NEW YORK — A driver who crashed his pickup truck into a July Fourth barbecue and killed four people was convicted Monday of murder in the 2024 wreck in a New York City park.
A Manhattan judge delivered the verdict in Daniel Hyden’s trial, where victims’ relatives, survivors and witnesses described how a holiday gathering of friends and relatives suddenly became a horrific scene when the truck jumped a curb, tore through a chain-link fence and barreled into the group.
Manhattan District Attorney Alvin Bragg in a statement that said he hoped the conviction “can bring at least some measure of comfort” to the victims’ friends and families.
Hyden, 46, of Monmouth, New Jersey, also was convicted of assault and aggravated vehicular homicide, Bragg’s office said.
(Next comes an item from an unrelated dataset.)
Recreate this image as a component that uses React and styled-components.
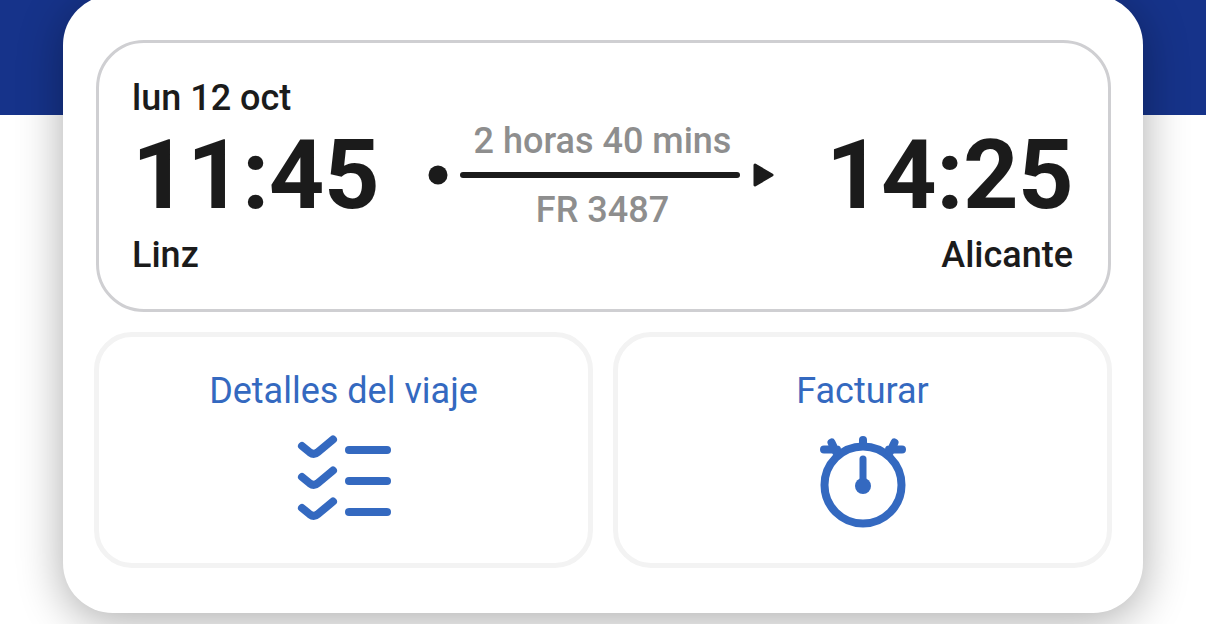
import React from "react";
import styled, { createGlobalStyle } from "styled-components";

const GlobalStyle = createGlobalStyle`
  html, body {
    margin: 0;
    padding: 0;
    background: #fff;
  }
  body {
    font-family: Roboto, "Liberation Sans", sans-serif;
  }
`;

const Page = styled.div`
  width: 1206px;
  height: 624px;
  overflow: hidden;
  background: linear-gradient(#16338a 115px, #fff 115px);
`;

const Card = styled.main`
  box-sizing: border-box;
  width: 1080px;
  height: 618px;
  margin: -5px 0 0 63px;
  padding: 45px 31px;
  background: #fff;
  border-radius: 50px;
  box-shadow: 0 8px 46px rgba(0, 0, 0, 0.33);
  display: flex;
  flex-direction: column;
  gap: 20px;
`;

const FlightPanel = styled.section`
  box-sizing: border-box;
  height: 273px;
  margin: 0 1px 0 2px;
  padding: 34px 35px 0 33px;
  border: 3px solid #cfcfd2;
  border-radius: 48px;
  color: #1b1b1b;
`;

const DateLabel = styled.div`
  font-size: 36px;
  font-weight: 500;
  line-height: 42px;
`;

const Times = styled.div`
  display: flex;
  justify-content: space-between;
  align-items: flex-start;
`;

const Time = styled.div`
  font-size: 97px;
  font-weight: 700;
  line-height: 100px;
  letter-spacing: -0.6px;
  margin-top: 6px;
`;

const Route = styled.div`
  width: 350px;
  margin-top: 1px;
  display: flex;
  flex-direction: column;
  align-items: center;
  color: #8e8e8e;
  font-size: 36px;
  font-weight: 500;
  line-height: 42px;
`;

const RouteLine = styled.svg`
  display: block;
  width: 350px;
  height: 26px;
  margin: 0 0 1px;
`;

const Places = styled.div`
  display: flex;
  justify-content: space-between;
  font-size: 36px;
  font-weight: 500;
  line-height: 42px;
  margin-top: 3px;
`;

const Actions = styled.div`
  display: grid;
  grid-template-columns: 499px 499px;
  gap: 20px;
`;

const ActionButton = styled.button`
  box-sizing: border-box;
  height: 236px;
  padding: 33px 0 0;
  border: 5px solid #f3f3f3;
  border-radius: 38px;
  background: #fff;
  color: #3469c0;
  font-family: inherit;
  font-size: 36px;
  font-weight: 400;
  line-height: 42px;
  display: flex;
  flex-direction: column;
  align-items: center;
  gap: 22px;
`;

const ActionIcon = styled.svg`
  display: block;
  width: 100px;
  height: 100px;
  overflow: visible;
`;

const ChecklistIcon = () => (
  <ActionIcon viewBox="0 0 100 100" fill="none" stroke="currentColor" strokeLinecap="round" strokeLinejoin="round">
    <g strokeWidth="8">
      <path d="M8 12 L16 18.5 Q20 21.5 24 18 L39 5.5" />
      <path d="M8 43 L16 49.5 Q20 52.5 24 49 L39 36.5" />
      <path d="M8 74 L16 80.5 Q20 83.5 24 80 L39 67.5" />
      <path d="M55 16 H93" />
      <path d="M55 47 H93" />
      <path d="M55 78 H93" />
    </g>
  </ActionIcon>
);

const StopwatchIcon = () => (
  <ActionIcon viewBox="0 0 100 100" fill="none" stroke="currentColor" strokeLinecap="round">
    <circle cx="50" cy="51" r="38.5" strokeWidth="8" />
    <path d="M50 6 V12" strokeWidth="8" />
    <path d="M18.5 8.5 L23 18 M11 15.5 L24 15.5" strokeWidth="8" />
    <path d="M81.5 8.5 L77 18 M89 15.5 L76 15.5" strokeWidth="8" />
    <path d="M50 25 V50" strokeWidth="7" />
    <circle cx="50" cy="52" r="8" fill="currentColor" stroke="none" />
  </ActionIcon>
);

export default function App() {
  return (
    <Page>
      <GlobalStyle />
      <Card>
        <FlightPanel>
          <DateLabel>lun 12 oct</DateLabel>
          <Times>
            <Time>11:45</Time>
            <Route>
              <span>2 horas 40 mins</span>
              <RouteLine viewBox="0 0 350 26">
                <circle cx="10" cy="13" r="9.5" fill="#1b1b1b" />
                <path d="M35 13 H309" stroke="#1b1b1b" strokeWidth="6" strokeLinecap="round" />
                <path d="M327 3 L344 13 L327 23 Z" fill="#1b1b1b" stroke="#1b1b1b" strokeWidth="3" strokeLinejoin="round" />
              </RouteLine>
              <span>FR 3487</span>
            </Route>
            <Time>14:25</Time>
          </Times>
          <Places>
            <span>Linz</span>
            <span>Alicante</span>
          </Places>
        </FlightPanel>
        <Actions>
          <ActionButton>
            Detalles del viaje
            <ChecklistIcon />
          </ActionButton>
          <ActionButton>
            Facturar
            <StopwatchIcon />
          </ActionButton>
        </Actions>
      </Card>
    </Page>
  );
}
Text and email messages seeking comment were sent to Hyden’s attorney.
Ana Morel, 43; Emily Ruiz, 30; Lucille Pinkney, 59; and a relative, Herman Pinkney, 38, were killed, and seven other people were injured in the crash in Corlears Hook Park on Manhattan’s Lower East Side.
Less than an hour earlier, Hyden was refused entry to a nearby party boat and clashed with security, according to testimony from police who responded to the boat scuffle. At that point, they walked Hyden to a park bench and departed.
He subsequently got behind the wheel of a Ford F-150.
Prosecutors argued that Hyden — who wrote a 2020 book about coping with addiction — was drunk, was speeding and didn’t hit the brakes until far too late, trapping four people beneath the truck. Prosecutors said he then tried to put the vehicle in reverse, but witnesses grabbed the keys to stop him.
Hyden’s lawyer suggested that the man had a foot injury that complicated his driving.